Her Body and Other Parties by Carmen Maria Machado is a brilliant horror collection that stayed with me long after I read it.

Other modern women authors of novels and short stories I have really enjoyed include Gwendolyn Kiste, EV Knight, Donna J.W. Munroe, Nicolle Wilson, Alex Woodroe, Victoria Nations, Cynthia Pelayo, Kathryn McGee, Kate Maruyama and so many more!

Jo Kaplan: A couple of recent favorites include Soon by Lois Murphy, The Poison Thread by Laura Purcell, The Hollow Places by T. Kingfisher, The Winter People by Jennifer McMahon, and Good Neighbors by Sarah Langan.

Tiffany Morris: Obviously, there’s a lot of great work out there from authors in this anthology, as well as from our editor!
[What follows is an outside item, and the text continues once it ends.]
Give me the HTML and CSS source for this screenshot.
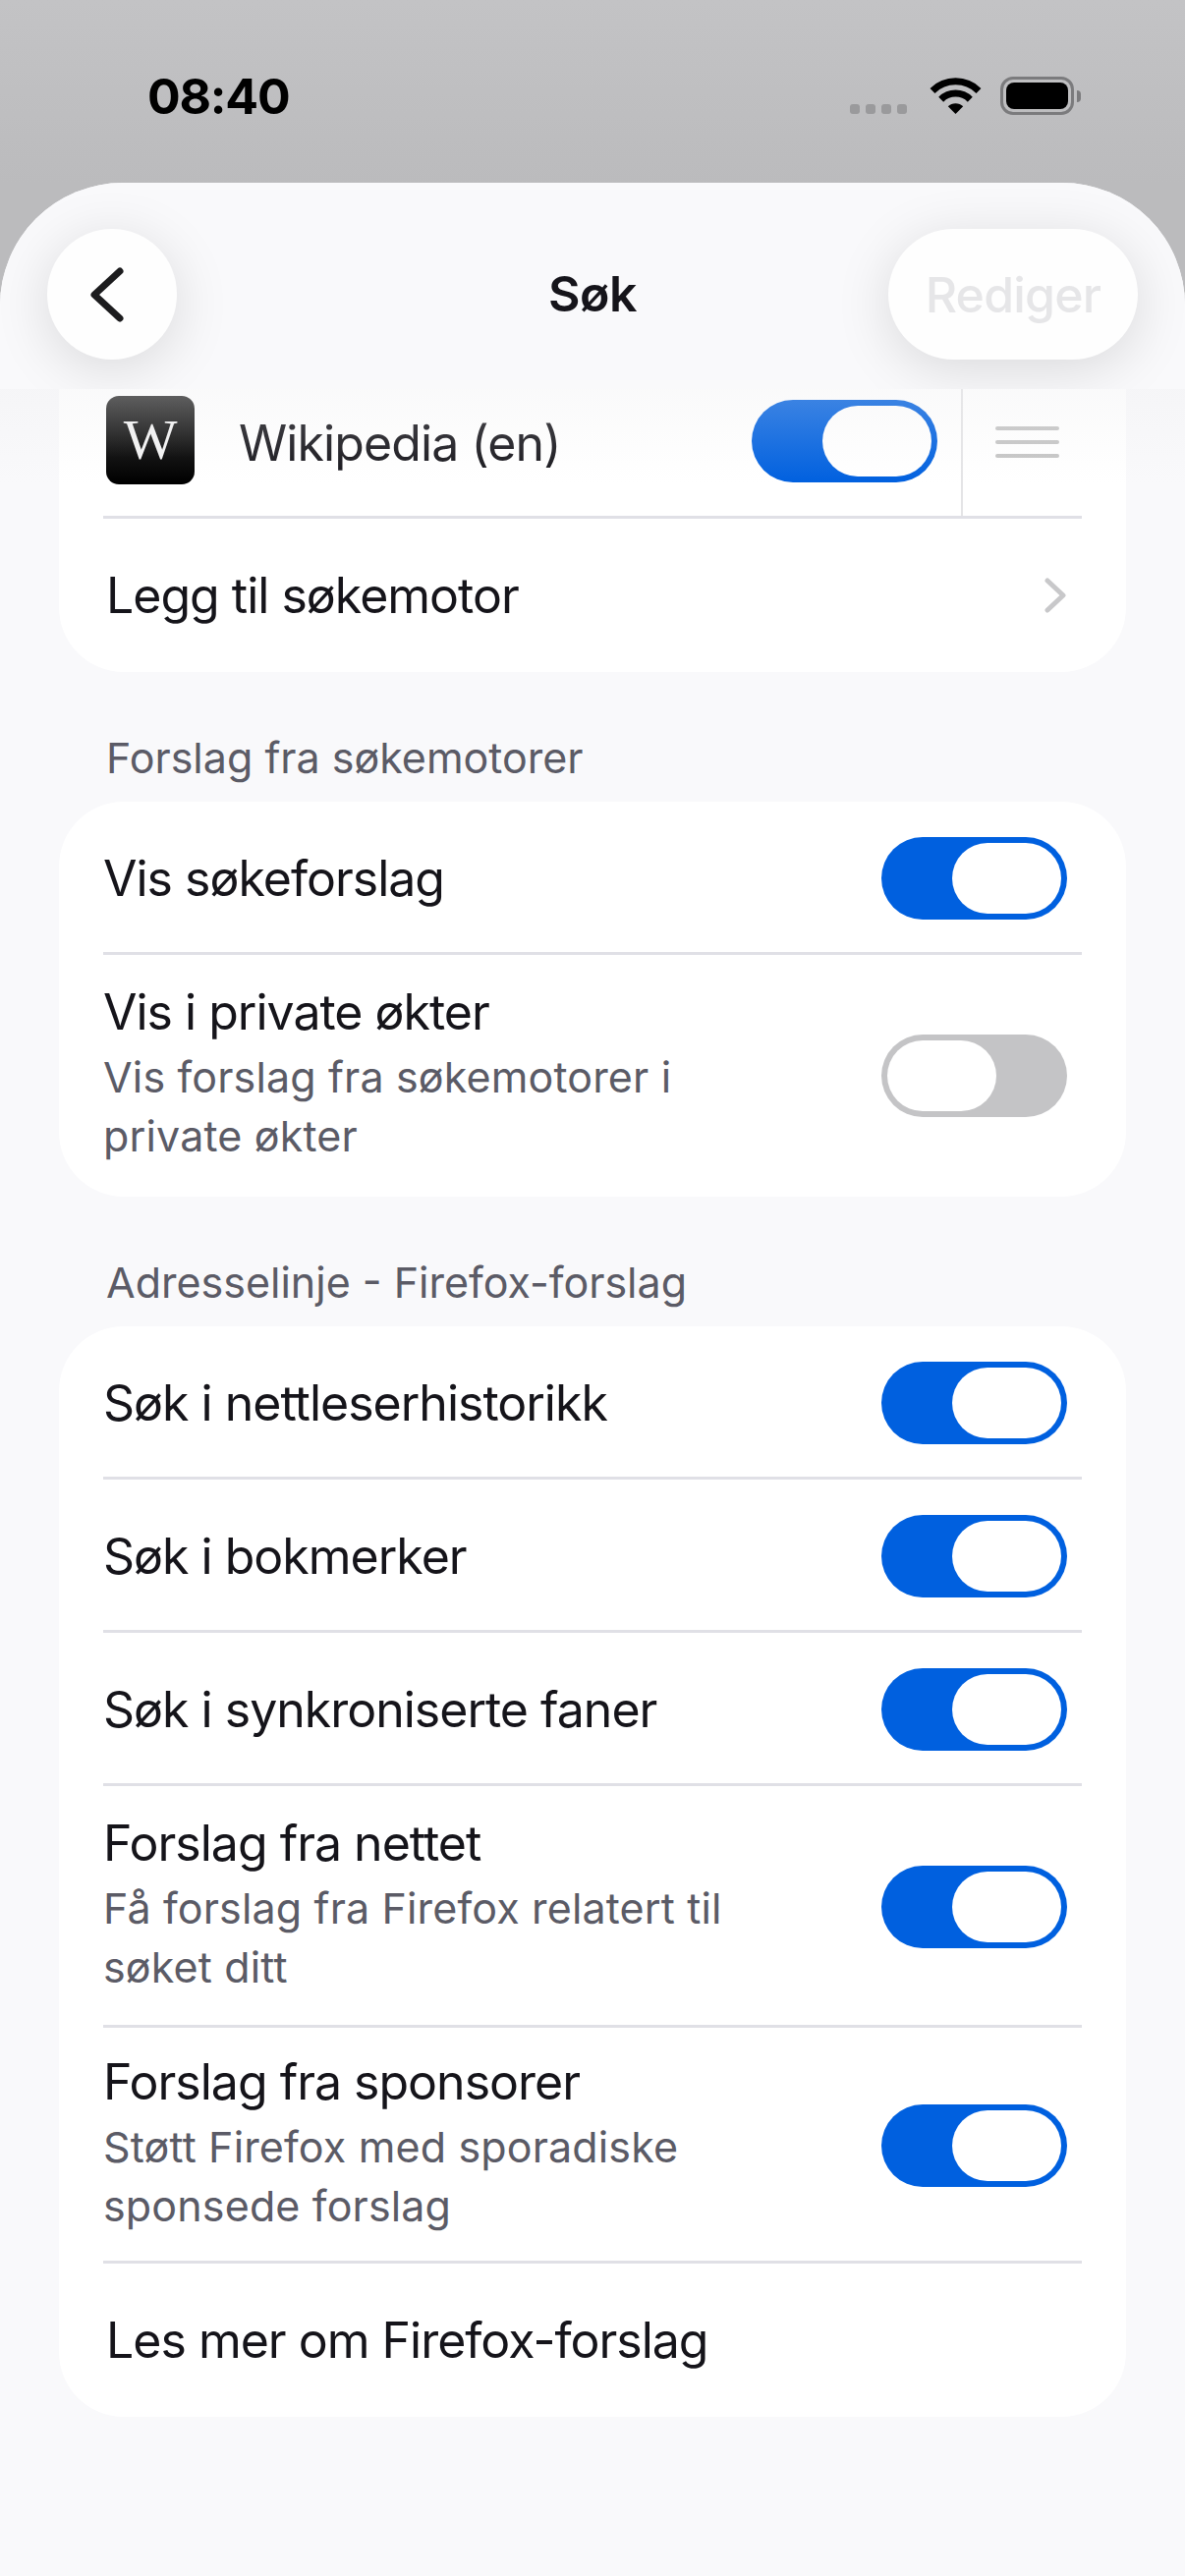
FILE: index.html
```html
<!DOCTYPE html>
<html lang="nb">
<head>
    <meta charset="UTF-8">
    <meta name="viewport" content="width=device-width, initial-scale=1.0">
    <title>Søk</title>
    <link rel="stylesheet" href="styles.css">
</head>
<body>
    <div class="status-bar">
        <div class="time">08:40</div>
        <div class="status-icons">
            <div class="signal"><span></span><span></span><span></span><span></span></div>
            <svg class="wifi" viewBox="0 0 55 37">
                <path d="M4 13.5A33.5 33.5 0 0 1 51 13.5" fill="none" stroke="#000" stroke-width="7"/>
                <path d="M12.7 22.2A21 21 0 0 1 42.3 22.2" fill="none" stroke="#000" stroke-width="7"/>
                <path d="M27.5 37L19.8 29.3A11 11 0 0 1 35.2 29.3Z" fill="#000"/>
            </svg>
            <div class="battery"><div class="battery-body"><div class="battery-fill"></div></div><div class="battery-nub"></div></div>
        </div>
    </div>

    <div class="sheet">
        <div class="nav">
            <div class="nav-button back-button">
                <svg class="back-icon" viewBox="0 0 38 58"><polyline points="32,5 6,29 32,53" fill="none" stroke="#1c1c1e" stroke-width="7" stroke-linecap="round" stroke-linejoin="round"/></svg>
            </div>
            <div class="nav-title">Søk</div>
            <div class="nav-button edit-button">Rediger</div>
        </div>
        <div class="nav-fade"></div>

        <div class="content">
            <div class="card card-scrolled">
                <div class="row engine-row">
                    <div class="engine-icon">W</div>
                    <div class="engine-name">Wikipedia (en)</div>
                    <div class="toggle"><div class="thumb"></div></div>
                    <div class="drag-cell">
                        <div class="drag-handle"><span></span><span></span><span></span></div>
                    </div>
                </div>
                <div class="row row-link">
                    <div class="row-title">Legg til søkemotor</div>
                    <svg class="chevron" viewBox="0 0 22 36"><polyline points="3,3 19,18 3,33" fill="none" stroke="#c8c8ca" stroke-width="5" stroke-linecap="round" stroke-linejoin="round"/></svg>
                </div>
            </div>

            <div class="section-title">Forslag fra søkemotorer</div>
            <div class="card">
                <div class="row">
                    <div class="row-title">Vis søkeforslag</div>
                    <div class="toggle"><div class="thumb"></div></div>
                </div>
                <div class="row row-tall">
                    <div class="row-text">
                        <div class="row-title">Vis i private økter</div>
                        <div class="row-sub">Vis forslag fra søkemotorer i private økter</div>
                    </div>
                    <div class="toggle toggle-off"><div class="thumb"></div></div>
                </div>
            </div>

            <div class="section-title">Adresselinje - Firefox-forslag</div>
            <div class="card">
                <div class="row">
                    <div class="row-title">Søk i nettleserhistorikk</div>
                    <div class="toggle"><div class="thumb"></div></div>
                </div>
                <div class="row">
                    <div class="row-title">Søk i bokmerker</div>
                    <div class="toggle"><div class="thumb"></div></div>
                </div>
                <div class="row">
                    <div class="row-title">Søk i synkroniserte faner</div>
                    <div class="toggle"><div class="thumb"></div></div>
                </div>
                <div class="row row-tall">
                    <div class="row-text">
                        <div class="row-title">Forslag fra nettet</div>
                        <div class="row-sub">Få forslag fra Firefox relatert til søket ditt</div>
                    </div>
                    <div class="toggle"><div class="thumb"></div></div>
                </div>
                <div class="row row-tall row-compact">
                    <div class="row-text">
                        <div class="row-title">Forslag fra sponsorer</div>
                        <div class="row-sub">Støtt Firefox med sporadiske sponsede forslag</div>
                    </div>
                    <div class="toggle"><div class="thumb"></div></div>
                </div>
                <div class="row row-link">
                    <div class="row-title">Les mer om Firefox-forslag</div>
                </div>
            </div>
        </div>
    </div>
</body>
</html>
```

FILE: styles.css
```css
* {
    box-sizing: border-box;
}
body {
    font-family: Inter, "Noto Sans", sans-serif;
    margin: 0;
    width: 1206px;
    height: 2622px;
    overflow: hidden;
    background: linear-gradient(#c3c3c5, #bbbbbd 186px);
    color: #15141a;
}

/* status bar */
.status-bar {
    height: 186px;
    padding: 73px 106px 0 150px;
    display: flex;
    justify-content: space-between;
    align-items: flex-start;
}
.time {
    font-size: 50px;
    line-height: 50px;
    font-weight: 700;
    letter-spacing: -1.2px;
    color: #000;
}
.status-icons {
    display: flex;
    align-items: flex-end;
    margin-top: 5px;
}
.signal {
    display: flex;
    gap: 6px;
    margin-bottom: 1px;
    margin-right: 22px;
}
.signal span {
    width: 10px;
    height: 10px;
    border-radius: 3px;
    background: #9a9a9c;
}
.wifi {
    width: 55px;
    height: 37px;
    margin-bottom: 1px;
    margin-right: 18px;
}
.battery {
    display: flex;
    align-items: center;
    gap: 3px;
}
.battery-body {
    width: 75px;
    height: 39px;
    padding: 3px;
    border: 3px solid #7b7b7d;
    border-radius: 13px;
}
.battery-fill {
    height: 100%;
    background: #000;
    border-radius: 8px;
}
.battery-nub {
    width: 4px;
    height: 12px;
    background: #7b7b7d;
    border-radius: 0 4px 4px 0;
}

/* sheet and nav */
.sheet {
    position: relative;
    height: 2436px;
    background: #f9f9fb;
    border-radius: 125px 125px 0 0;
    overflow: hidden;
}
.nav {
    position: relative;
    z-index: 2;
    height: 210px;
    padding: 47px 48px 0;
    display: grid;
    grid-template-columns: 1fr auto 1fr;
    align-items: start;
    background: #f9f9fb;
    overflow: hidden;
}
.nav-button {
    height: 133px;
    display: flex;
    align-items: center;
    justify-content: center;
    background: #fefefe;
    border-radius: 67px;
    box-shadow: 0 10px 56px rgba(0, 0, 0, 0.13);
}
.back-button {
    width: 132px;
    justify-self: start;
}
.back-icon {
    width: 38px;
    height: 58px;
    margin-right: 10px;
}
.edit-button {
    justify-self: end;
    width: 254px;
    font-size: 50px;
    font-weight: 500;
    letter-spacing: -0.8px;
    color: #e6e6e8;
}
.nav-title {
    height: 133px;
    line-height: 133px;
    font-size: 50px;
    font-weight: 600;
    letter-spacing: -0.5px;
}
.nav-fade {
    position: absolute;
    z-index: 1;
    left: 0;
    right: 0;
    top: 210px;
    height: 96px;
    background: linear-gradient(rgba(236, 236, 238, 0.28), rgba(236, 236, 238, 0));
}

/* settings list */
.content {
    margin-top: -24px;
    padding: 0 60px;
}
.card {
    background: #fff;
    border-radius: 66px;
    padding: 0 45px;
}
.card-scrolled {
    border-radius: 0 0 66px 66px;
}
.section-title {
    margin: 60px 0 18px;
    padding-left: 48px;
    font-size: 43px;
    line-height: 54px;
    color: #5b5b66;
}
.row {
    height: 156px;
    display: flex;
    align-items: center;
    justify-content: space-between;
    box-shadow: inset 0 -3px 0 #e0e0e6;
}
.row:last-child {
    box-shadow: none;
}
.row-link .row-title {
    padding-left: 3px;
}
.row-title {
    font-size: 50px;
    line-height: 66px;
    letter-spacing: -1px;
}
.row-tall {
    height: 246px;
}
.row-compact {
    height: 240px;
}
.row-text {
    max-width: 680px;
    padding-bottom: 8px;
}
.row-sub {
    margin-top: 3px;
    font-size: 43px;
    line-height: 60px;
    letter-spacing: 0.15px;
    color: #5b5b66;
}
.toggle {
    flex: none;
    width: 189px;
    height: 84px;
    margin-right: 15px;
    padding: 6px;
    display: flex;
    justify-content: flex-end;
    background: #0060df;
    border-radius: 42px;
}
.toggle-off {
    justify-content: flex-start;
    background: #c4c4c6;
}
.thumb {
    width: 111px;
    height: 72px;
    background: #fff;
    border-radius: 36px;
}
.chevron {
    width: 22px;
    height: 36px;
    margin-right: 16px;
}

/* engine row */
.engine-row {
    align-items: stretch;
}
.engine-icon {
    flex: none;
    width: 90px;
    height: 90px;
    margin: 31px 48px 0 3px;
    background: linear-gradient(#2c2c2c, #000 70%);
    border-radius: 13px;
    font-family: "Liberation Serif", serif;
    font-size: 58px;
    line-height: 90px;
    text-align: center;
    color: #f2f2f2;
}
.engine-name {
    flex: 1;
    padding-top: 46px;
    font-size: 50px;
    line-height: 66px;
    letter-spacing: -0.9px;
    margin-left: -3px;
}
.engine-row .toggle {
    margin: 35px 24px 0 0;
}
.drag-cell {
    flex: none;
    width: 123px;
    height: 153px;
    padding: 62px 0 0 33px;
    border-left: 2px solid #e4e4e6;
}
.drag-handle {
    width: 65px;
    display: flex;
    flex-direction: column;
    gap: 10px;
}
.drag-handle span {
    height: 4px;
    background: #c4c4c4;
    border-radius: 2px;
}
```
Aside from that (which is a good start), everyone needs to read the story collection We Are Here To Hurt Each Other by Paula Ashe. It’s a brutal and astonishing journey through the inhumanly human.

Ali Seay: There are so many which is a good thing for readers! The first that spring to mind are Hailey Piper, C.V. Hunt, T.C. Parker, Lisa Quigley, Laurel Hightower, Samantha Kolesnik, and J.A.W. McCarthy. I could go on but I’ll behave.

Chelsea Pumpkins: You must read The Good House by Tananarive Due. Not only is it my favorite horror book, or favorite women writing horror book—it’s my favorite book, period! Due builds tension that permeates and lingers, and she neatly ties together an intricate web of details. It’s equal parts creepy and satisfying. Her collection Ghost Summer is fantastic too.

I’ve likewise been haunted by Tender is the Flesh by Agustina Bazterrica. I’ve never read anything so bleak and gruesome, yet strangely sterile. I’ve found that the world she created is transferable to a lot of corners of our own world, which is a frightening realization.

I’ll also pick up anything with Caroline Kepnes or Samantha Kolesnik on the byline, and most recently I’ve enjoyed V. Castro’s Goddess of Filth, LaTanya McQueen’s When the Reckoning Comes, and Tiffany Jackson’s White Smoke. My TBR can’t get enough women in horror!

Pippa Bailey: One thing that makes my heart sing is knowing that I am sharing pages in Chromophobia with some of the many incredible, unsung women of horror. I love that many of the names I list here will also appear on other people’s lists; it only goes to show that through our determination to promote women in horror, our voices are being heard. Please go seek out Laura Mauro’s Sing Your Sadness Deep, Penny Jones’ Matryoshka, Marie O’Regan’s Celeste, Priya Sharma’s All the Fabulous Beasts, and Sue York’s On the Cusp of Sleep.

G.G. Silverman: There are so many great authors and books—it’s an exciting time! One of my favorite contemporary horror novels by a female author is Mona Awad’s Bunny. It’s trippy and weird and terrifying but also darkly hilarious. A modern masterpiece. I gobbled it in one sitting.

J. B. Lamping: I recently read The Last House on Needless Street by Catriona Ward. It was wild and weird, and I didn’t expect it to go where it went. I also read The Shining Girls by Lauren Beukes. It was so interesting and at times a little gross but I couldn’t stop reading it. I loved Mexican Gothic by Silvia Moreno-Garcia. Perfect gothic novel. 

Lauren C. Teffeau: I don’t think I’ve ever fully recovered from reading Wait Till Helen Comes and The Doll in the Garden by Mary Dowling Hahn in middle school. As a result, I have to be in the right mindset to approach horror media and don’t actively seek it out unless it’s filtered through the speculative fiction umbrella. That said, I’ve found the horror short fiction from A. C. Wise, Rebecca Roanhorse, and Silvia Moreno-Garcia to all be top quality.

Lillah Lawson: I love thrillers written by women. I’ve read so many great ones in the past few years, but one that stands out in particular is A Peculiar Curiosity by my friend and Regal House Publishing sister Melanie Cossey. It’s a Victorian-era horror novel that is genuinely scary. It has all the best elements: the mad scientist, the quiet dread of an unreliable narrator, the slow descent into madness, the frenzied, bloodied conclusion – plus rats! 

Jacqueline West: If anyone hasn’t already read Carmen Maria Machado’s short story collection HER BODY AND OTHER PARTIES or her memoir IN THE DREAM HOUSE, I can’t rave about them enough. I also loved, loved, loved Shirley Jackson’s collected letters, which were just published last year. They’re such an incredible window into her process and thoughts and daily life. And there’s so much fantastic middle grade horror being written right now, by authors like Justina Ireland, Daka Hermon, Lorien Lawrence, and Ellen Oh.